At the current rate of progress, shale gas in New Brunswick is fast becoming the best-regulated industry that never was.
After two, exhaustive reports by independent auditors and a best-practice framework covering the dos and don’ts of resource exploration, extraction and production, the Alward government has now released a 37-page “blueprint” that ties up the whole, messy business with a bright, Tory-blue bow.
All this even before the industry, itself, has determined whether shale gas is, in fact, commercially viable. And yet, there are those who continue to believe the province is not going far enough to protect the interests of average citizens from the presumed avarice of the petroleum lobby.

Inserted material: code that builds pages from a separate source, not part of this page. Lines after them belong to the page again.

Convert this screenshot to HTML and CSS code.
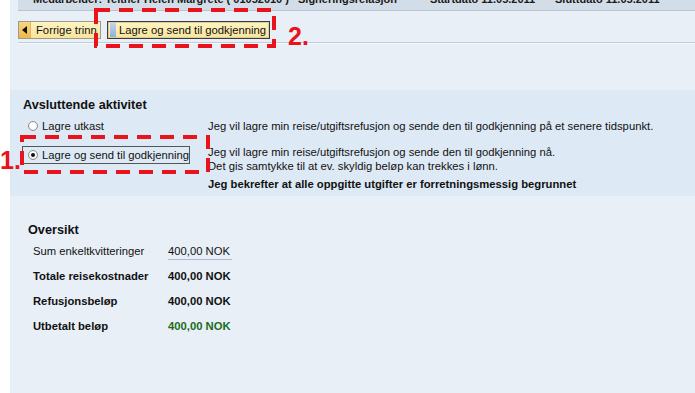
FILE: index.html
```html
<!DOCTYPE html>
<html lang="no">
<head>
<meta charset="utf-8">
<title>Avsluttende aktivitet</title>
<link rel="stylesheet" href="styles.css">
</head>
<body>
<div class="page">
  <div class="header">
    <div class="header-text">
      <span class="h-item h1">Medarbeider: Teltner Helen Margrete ( 01052010 )</span>
      <span class="h-item h2">Signeringsrelasjon</span>
      <span class="h-item h3">Startdato 11.05.2011</span>
      <span class="h-item h4">Sluttdato 11.05.2011</span>
    </div>
  </div>

  <div class="toolbar">
    <button class="btn btn-back"><span class="btn-icon"><span class="tri"></span></span><span class="btn-label">Forrige trinn</span></button>
    <button class="btn btn-send"><span class="btn-mark"></span><span class="btn-label">Lagre og send til godkjenning</span></button>
  </div>
  <div class="sep"></div>

  <section class="activity">
    <h2 class="title">Avsluttende aktivitet</h2>
    <div class="opt-grid">
      <div class="opt"><span class="radio"></span><span>Lagre utkast</span></div>
      <div class="desc">Jeg vil lagre min reise/utgiftsrefusjon og sende den til godkjenning på et senere tidspunkt.</div>
      <div class="opt opt-focus"><span class="radio checked"></span><span>Lagre og send til godkjenning</span></div>
      <div class="desc desc2">
        <div>Jeg vil lagre min reise/utgiftsrefusjon og sende den til godkjenning nå.</div>
        <div>Det gis samtykke til at ev. skyldig beløp kan trekkes i lønn.</div>
        <div class="confirm">Jeg bekrefter at alle oppgitte utgifter er forretningsmessig begrunnet</div>
      </div>
    </div>
  </section>

  <section class="overview">
    <h2 class="title">Oversikt</h2>
    <div class="ov-grid">
      <div class="ov-label">Sum enkeltkvitteringer</div><div class="ov-val ov-sum">400,00 NOK</div>
      <div class="ov-label b">Totale reisekostnader</div><div class="ov-val b">400,00 NOK</div>
      <div class="ov-label b">Refusjonsbeløp</div><div class="ov-val b">400,00 NOK</div>
      <div class="ov-label b">Utbetalt beløp</div><div class="ov-val b green">400,00 NOK</div>
    </div>
  </section>
</div>

<svg class="mark mark2" width="184" height="42" viewBox="0 0 184 42"><rect x="2" y="2" width="178" height="36" fill="none" stroke="#e8131b" stroke-width="4" stroke-dasharray="14 9"/></svg>
<span class="num num2">2.</span>
<svg class="mark mark1" width="192" height="42" viewBox="0 0 192 42"><rect x="2" y="2" width="186" height="35" fill="none" stroke="#e8131b" stroke-width="4" stroke-dasharray="14 9"/></svg>
<span class="num num1">1.</span>
</body>
</html>
```

FILE: styles.css
```css
* { box-sizing: border-box; }
html, body { margin: 0; padding: 0; }
body {
  background: #ffffff;
  font-family: "Liberation Sans", Arial, Helvetica, sans-serif;
  font-size: 11.25px;
  color: #111;
  width: 695px;
  height: 393px;
  overflow: hidden;
  position: relative;
}
.page {
  margin-left: 10px;
  background: #e8eff7;
  height: 393px;
}
.header {
  margin-left: 8px;
  height: 11px;
  background: #d3dde8;
  border-bottom: 1px solid #b7c4d2;
  overflow: hidden;
}
.header-text {
  margin-top: -9px;
  height: 16px;
  line-height: 16px;
  font-weight: bold;
  font-size: 11px;
  color: #1a1a1a;
  white-space: nowrap;
  display: flex;
  padding-left: 15px;
}
.h-item { flex: none; }
.h1 { width: 265px; }
.h2 { width: 132px; }
.h3 { width: 125px; }

.toolbar {
  display: flex;
  gap: 6px;
  padding: 10px 0 0 8px;
}
.btn {
  height: 18px;
  display: flex;
  align-items: center;
  padding: 0;
  font-family: inherit;
  font-size: 11.25px;
  color: #111;
  white-space: nowrap;
  overflow: hidden;
  background: linear-gradient(#fdf3c4, #f8e49a);
  border: 1px solid #9c9a8c;
}
.btn-back { width: 83px; }
.btn-icon {
  flex: none;
  width: 12px;
  height: 16px;
  background: linear-gradient(#f9d67f, #f0b64a);
  display: flex;
  align-items: center;
  justify-content: center;
  border-right: 1px solid #e2b868;
}
.tri {
  width: 0; height: 0;
  border-top: 4px solid transparent;
  border-bottom: 4px solid transparent;
  border-right: 5px solid #111;
}
.btn-back .btn-label { padding-left: 5px; }
.btn-send {
  width: 163px;
  border: 1px solid #3b3b3b;
  box-shadow: inset 0 0 0 1px #d8cf9c;
}
.btn-mark {
  flex: none;
  width: 6px;
  height: 14px;
  margin-left: 2px;
  background: linear-gradient(#bfd6ee, #8fb1d8);
}
.btn-send .btn-label { padding-left: 3px; }

.sep {
  margin: 3px 0 0 8px;
  border-top: 1px solid #c2ccd8;
  border-bottom: 1px solid #f7fafd;
}

.title {
  margin: 0;
  font-size: 12.7px;
  font-weight: bold;
  color: #111;
  line-height: 16px;
}
.activity {
  margin-top: 46px;
  background: #dde9f5;
  height: 106px;
  padding: 7px 0 0 13px;
}
.opt-grid {
  display: grid;
  grid-template-columns: 185px auto;
  margin-top: 6px;
  line-height: 14px;
  white-space: nowrap;
}
.opt {
  display: flex;
  align-items: center;
  gap: 4px;
  padding-left: 5px;
  height: 14px;
}
.opt-focus {
  margin-top: 13px;
  width: 168px;
  height: 18px;
  margin-left: -1px;
  padding-left: 5px;
  border: 1px solid #555;
}
.radio {
  flex: none;
  width: 10px;
  height: 10px;
  border-radius: 50%;
  border: 1px solid #8d8d8d;
  background: radial-gradient(circle at 50% 40%, #ffffff 40%, #e2e2e2 100%);
  display: inline-flex;
  align-items: center;
  justify-content: center;
}
.radio.checked::after {
  content: "";
  width: 4px;
  height: 4px;
  border-radius: 50%;
  background: #111;
}
.desc2 { margin-top: 12px; }
.confirm { font-weight: bold; margin-top: 4px; }

.overview {
  padding: 26px 0 0 18px;
}
.ov-grid {
  display: grid;
  grid-template-columns: 135px auto;
  grid-auto-rows: 25px;
  padding-left: 5px;
  margin-top: 5px;
  line-height: 16px;
  white-space: nowrap;
}
.ov-sum {
  width: 64px;
  height: 17px;
  border-bottom: 1px solid #a8bbd2;
}
.b { font-weight: bold; }
.green { color: #1c6b1c; }

.mark { position: absolute; }
.mark2 { left: 94px; top: 8px; }
.mark1 { left: 20px; top: 135px; }
.num {
  position: absolute;
  font-family: "Liberation Sans", Arial, sans-serif;
  font-weight: bold;
  font-size: 25px;
  color: #e8131b;
  line-height: 24px;
}
.num2 { left: 288px; top: 24px; }
.num1 { left: 0px; top: 148px; }
```
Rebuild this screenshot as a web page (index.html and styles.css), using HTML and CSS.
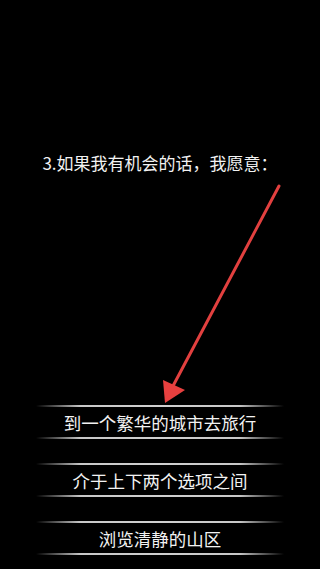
FILE: index.html
```html
<!DOCTYPE html>
<html>
<head>
<meta charset="utf-8">
<link rel="stylesheet" href="styles.css">
</head>
<body>
<div class="page">
  <div class="title">3.如果我有机会的话，我愿意：</div>
  <div class="options">
    <div class="option">到一个繁华的城市去旅行</div>
    <div class="option">介于上下两个选项之间</div>
    <div class="option">浏览清静的山区</div>
  </div>
  <svg class="arrow" width="320" height="569" viewBox="0 0 320 569">
    <line x1="279" y1="186" x2="173" y2="386" stroke="#e2403f" stroke-width="3" stroke-linecap="round"/>
    <polygon points="163,380 185,390 165,403" fill="#e8403f"/>
  </svg>
</div>
</body>
</html>
```
FILE: styles.css
```css
html, body {
  margin: 0;
  padding: 0;
  background: #000;
}
.page {
  position: relative;
  width: 320px;
  height: 569px;
  overflow: hidden;
  background: #000;
  font-family: "Noto Sans CJK SC", "Noto Sans", sans-serif;
  color: #f2f2f2;
}
.title {
  padding-top: 152px;
  font-size: 17px;
  line-height: 22px;
  text-align: center;
}
.options {
  margin-top: 231px;
  display: flex;
  flex-direction: column;
  gap: 24px;
}
.option {
  margin: 0 36px;
  height: 34px;
  display: flex;
  align-items: center;
  justify-content: center;
  font-size: 17.5px;
  background:
    linear-gradient(to right, rgba(200,200,200,0), #c8c8c8 18%, #d0d0d0 50%, #c8c8c8 82%, rgba(200,200,200,0)) top / 100% 2px no-repeat,
    linear-gradient(to right, rgba(200,200,200,0), #c8c8c8 18%, #d0d0d0 50%, #c8c8c8 82%, rgba(200,200,200,0)) bottom / 100% 2px no-repeat;
}
.arrow {
  position: absolute;
  top: 0;
  left: 0;
}
```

The blueprint, say the opposition Liberals, is conspicuous for its lack of rigor. Quoted in news reports, environment critic Bernard LeBlanc said, “New Brunswickers’ environment and health are at risk based on the actions of this government moving forward. There are glaring oversights in this document, including a proper discussion about greenhouse gas emissions.”
Added Green Party Leader David Coon: “A lot of what is in the document says, ‘the government will continue to‘ or that things will be ‘ongoing’. It doesn’t contain much new and it leaves out considerable things.”
In fact, though, absent an actual gas-producing industry, the blueprint goes about as far as it can and, indeed, should.
Much of the debate over shale gas development in this province has been wildly chimeric – informed as much by horror stories about industry’s past abuses in small towns and communities south of the border as by engineering science and the lessons lawmakers elsewhere in North America have learned.
Far less attention has been paid to likelihood of commercially exploiting a proportion of the estimated 67 trillion cubic feet of shale gas that lays beneath the surface in quantities sufficient to justify the cost and inevitable disruption, let alone the regulatory regime. At the moment, that’s not a question boosters, opponents or even governments can answer.
In a letter to the editor, published by Newsday in March, Jannette M. Barth (who is described as “the founder of the Pepacton Institute, an economic research and consulting firm”) writes: “Gains from shale gas development in the United States are greatly exaggerated. Macroeconomic models do not capture regional, state or local impacts. It is possible that the combined losses at these less-aggregate levels will be greater than any macroeconomic gains.”
She continues: “Peer-reviewed research and other research not funded by the natural gas industry have found only modest short-term employment gains to regions with shale gas development. Research also shows that economic impacts concluded by industry-sponsored studies are likely overstated, and that regions with shale gas development end up worse off in the long run, with higher levels of unemployment and long-term poverty.
“A survey of municipalities in 12 Marcellus-area counties in Pennsylvania found that while 26 percent of the municipalities experienced increased expenditures from Marcellus Shale development, 75 percent said it had not increased their revenue, indicating that costs to communities are increasing without any offsetting increase in revenue.”
New Brunswick industry types will almost certainly take issue with these conclusions, but even they are determined to inject a note of caution into the discussion. As Brunswick News reported on Friday, Contact Exploration president Steve Harding thinks “there has been so much energy that has gone into this potential resource and, to be fair, that’s all it is today. We haven’t been able to quantify it as something that is commercial.”
Barbara Pike, executive director of the Maritimes Energy Association, concurs: “The fact that the government recognizes that we still don’t know whether there is a substantial onshore natural gas industry in New Brunswick. . is important.”
Until they do – know, that is – there’s not much point is wasting further breath on fanciful predictions of either doom or boom. If and when the industry decides to pull the trigger, that’s when a true, independent analysis of its claims should inform public policy and draft the next, and final, blueprint for New Brunswick’s energy future.